In other words, the study authors noted, the weapons work exactly as intended.

"Semiautomatic rifles are designed for easy use, can accept large magazines, and fire high-velocity bullets, enabling active shooters to wound and kill more people per incident," they wrote.

The researchers, from the Center for Surgery and Public Health and the Department of Emergency Medicine at Brigham and Women's Hospital in Boston, cataloged every assault between 2000 and 2017 that met the Federal Bureau of Investigation's definition of an active shooter incident. In these cases, one or more individuals are "actively engaged in killing or attempting to kill people in a populated area."

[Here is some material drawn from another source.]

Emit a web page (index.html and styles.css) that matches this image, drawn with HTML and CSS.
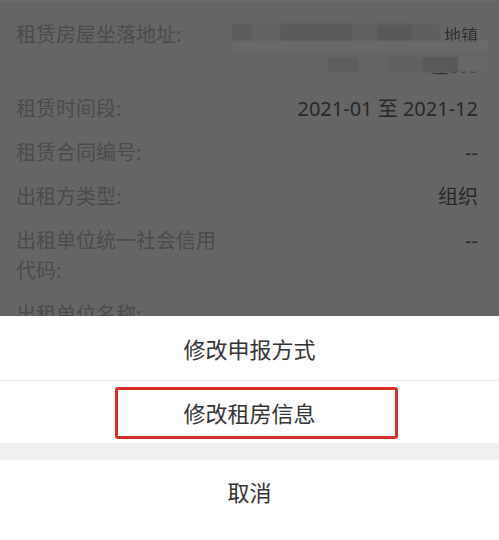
FILE: index.html
```html
<!DOCTYPE html>
<html lang="zh-CN">
<head>
<meta charset="utf-8">
<title>租房信息</title>
<link rel="stylesheet" href="styles.css">
</head>
<body>
<div class="screen">
  <div class="topband"></div>
  <div class="list">
    <div class="row">
      <div class="label">租赁房屋坐落地址:</div>
      <div class="value addr">
        <div class="addr-line">
          <div class="addr-box w1">
            <span class="addr-tail">地镇</span>
            <span class="mosaic m1"></span>
            <span class="mosaic band"></span>
          </div>
        </div>
        <div class="addr-line">
          <div class="addr-box w2">
            <span class="addr-tail">座000</span>
            <span class="mosaic m2"></span>
          </div>
        </div>
      </div>
    </div>
    <div class="row">
      <div class="label">租赁时间段:</div>
      <div class="value">2021-01 至 2021-12</div>
    </div>
    <div class="row">
      <div class="label">租赁合同编号:</div>
      <div class="value">--</div>
    </div>
    <div class="row">
      <div class="label">出租方类型:</div>
      <div class="value">组织</div>
    </div>
    <div class="row">
      <div class="label">出租单位统一社会信用代码:</div>
      <div class="value">--</div>
    </div>
    <div class="row">
      <div class="label">出租单位名称:</div>
      <div class="value"></div>
    </div>
  </div>

  <div class="sheet">
    <div class="sheet-item first">修改申报方式</div>
    <div class="sheet-item second">
      修改租房信息
      <span class="highlight"></span>
    </div>
    <div class="sheet-gap"></div>
    <div class="sheet-item cancel">取消</div>
    <div class="sheet-safe"></div>
  </div>
</div>
</body>
</html>
```

FILE: styles.css
```css
* { box-sizing: border-box; }
html, body {
  margin: 0;
  padding: 0;
}
body {
  width: 499px;
  height: 540px;
  overflow: hidden;
  background: #666;
  font-family: "Noto Sans", "Noto Sans CJK SC", sans-serif;
}
.screen {
  position: relative;
  width: 499px;
  height: 540px;
  background: #666666;
  overflow: hidden;
}
.topband {
  height: 4px;
  background: #6a6a6a;
  border-bottom: 1px solid #626262;
}
.list {
  padding-top: 9px;
}
.row {
  display: flex;
  align-items: flex-start;
  padding: 7px 21px 7px 16px;
  font-size: 20px;
  line-height: 30px;
}
.label {
  width: 210px;
  flex: none;
  color: #4b4b4b;
}
.value {
  flex: 1;
  text-align: right;
  color: #262626;
}
.addr {
  display: flex;
  flex-direction: column;
  align-items: flex-end;
}
.addr-line {
  height: 30px;
  display: flex;
  justify-content: flex-end;
}
.addr-box {
  position: relative;
  height: 30px;
  text-align: right;
}
.addr-box.w1 { width: 246px; }
.addr-box.w2 { width: 150px; margin-top: 1px; }
.addr-tail {
  font-size: 17px;
  line-height: 30px;
  color: #2e2e2e;
  filter: blur(0.6px);
}
.mosaic {
  position: absolute;
  display: block;
  filter: blur(1px);
}
.m1 {
  left: 0;
  top: 4px;
  width: 208px;
  height: 17px;
  background: linear-gradient(90deg,
    #5c5c5c 0 20px, #636363 20px 48px, #5a5a5a 48px 120px,
    #616161 120px 145px, #585858 145px 180px, #5f5f5f 180px 208px);
}
.band {
  left: 0;
  top: 21px;
  width: 255px;
  height: 10px;
  background: #6a6a6a;
}
.m2 {
  left: 0;
  top: 6px;
  width: 159px;
  height: 15px;
  background: linear-gradient(90deg,
    #5d5d5d 0 30px, #646464 30px 60px, #616161 60px 95px,
    #595959 95px 130px, #686868 130px 159px);
}

.sheet {
  position: absolute;
  left: 0;
  right: 0;
  top: 316px;
  bottom: 0;
  background: #fff;
  display: flex;
  flex-direction: column;
  font-family: "Noto Sans CJK SC", sans-serif;
  color: #333;
  font-size: 22px;
}
.sheet-item {
  display: flex;
  align-items: center;
  justify-content: center;
  background: #fff;
}
.sheet-item.first {
  height: 65px;
  border-bottom: 1px solid #ebebeb;
}
.sheet-item.second {
  position: relative;
  height: 62px;
}
.highlight {
  position: absolute;
  left: 115px;
  top: 6px;
  width: 283px;
  height: 52px;
  border: 3px solid #d5302a;
  border-radius: 3px;
}
.sheet-gap {
  height: 17px;
  background: #f0f0f0;
}
.sheet-item.cancel {
  height: 62px;
}
.sheet-safe {
  flex: 1;
  background: #fff;
}
```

FBI data on active shootings in the U.S. includes information on the city where each incident occurred and whether it took place in a school, business, government building, residence, health care setting, place of worship or an open space. The database also lists the number of people injured and killed in each incident and whether rifles, shotguns or handguns were present at the scene.

These FBI records do not say whether the rifles used in such shootings were semiautomatic — such weapons were banned during the early years of the study period, thanks to a federal law that expired in 2004 — so the researchers did their best to figure it out for themselves.

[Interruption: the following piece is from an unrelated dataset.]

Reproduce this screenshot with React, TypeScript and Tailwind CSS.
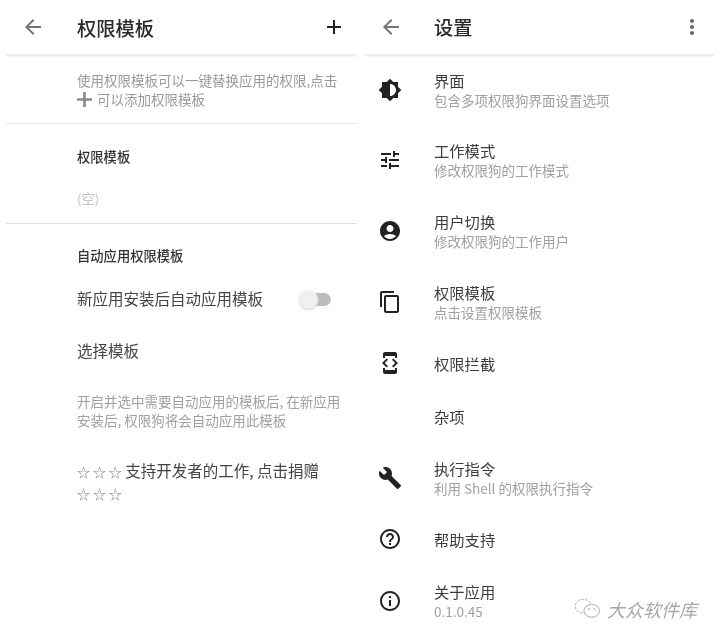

First they scoured police and court records to see how the rifles were described in official records. If that didn't clear things up, they moved on to news accounts, requiring three separate sources to "triangulate" the truth.

Two infamous mass shootings were excluded from the analysis. The 2017 Las Vegas shooting (which resulted in 59 deaths and 851 injuries) was deemed a statistical outlier, and the 2015 San Bernardino attack (which left 16 dead and 24 injured) had two active shooters instead of one, the researchers explained.

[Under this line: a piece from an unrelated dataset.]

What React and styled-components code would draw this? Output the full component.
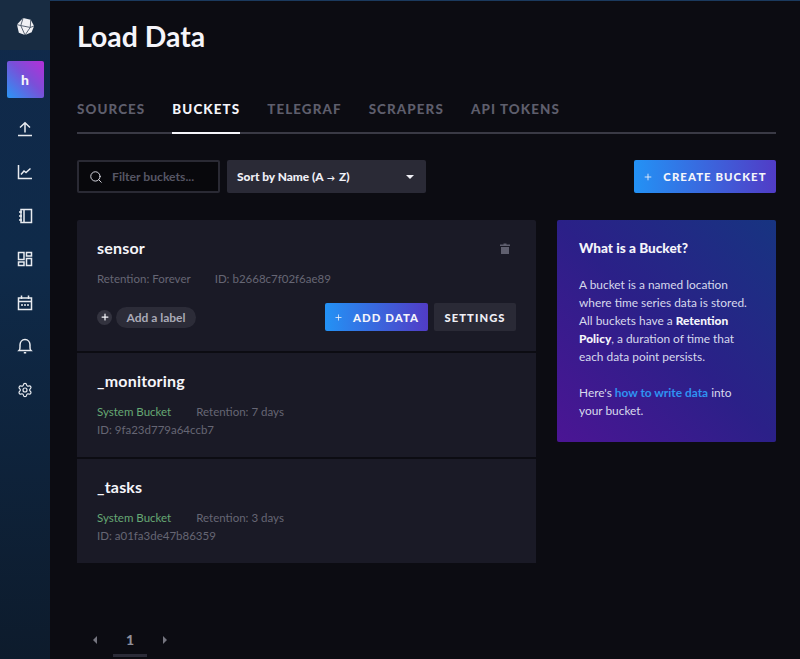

Without them, the researchers tallied 248 active shooter incidents between 2000 and 2017. Their combined toll was 718 deaths and 898 injuries.

The most common weapon was a handgun, used in 154 of the 248 shootings. Semiautomatic rifles came in second, playing a role in 61 — or just under 25 percent — of the events.

On average, a shooting that featured a semiautomatic weapon (sometimes in combination with other firearms) resulted in 4.25 deaths and 2.49 injuries. Meanwhile, shootings without a semiautomatic weapon left 2.49 people dead and 3.02 injured, on average.

After accounting for factors like the place where an incident occurred, the year, and whether multiple weapons were involved, the researchers calculated that:

• Shootings resulted in 97 percent more deaths when a semiautomatic rifle was part of the mix.

• The number of people injured was 81 percent higher when a semiautomatic rifle was present.

• The total number of casualties was 91 percent higher in cases involving a semiautomatic rifle.

If an active shooter used a semiautomatic firearm, 43.7 percent of the people who were shot were killed. In shootings that did not feature a semiautomatic weapon, 44.9 percent of those who were shot ultimately died from their injuries. That difference was too small to be statistically significant, the researchers determined.

The researchers lamented that they could not learn more from these shootings due to the limitations of the FBI data. For instance, details about the injuries suffered by victims might help them pinpoint how much additional danger — if any — a semiautomatic weapon presents.

They also speculated that the intentions of shooters who wield semiautomatic firearms might be different from those of other shooters.

"This lack of data highlights the need for a national centralized database to inform the debate on an assault weapons ban," the researchers wrote.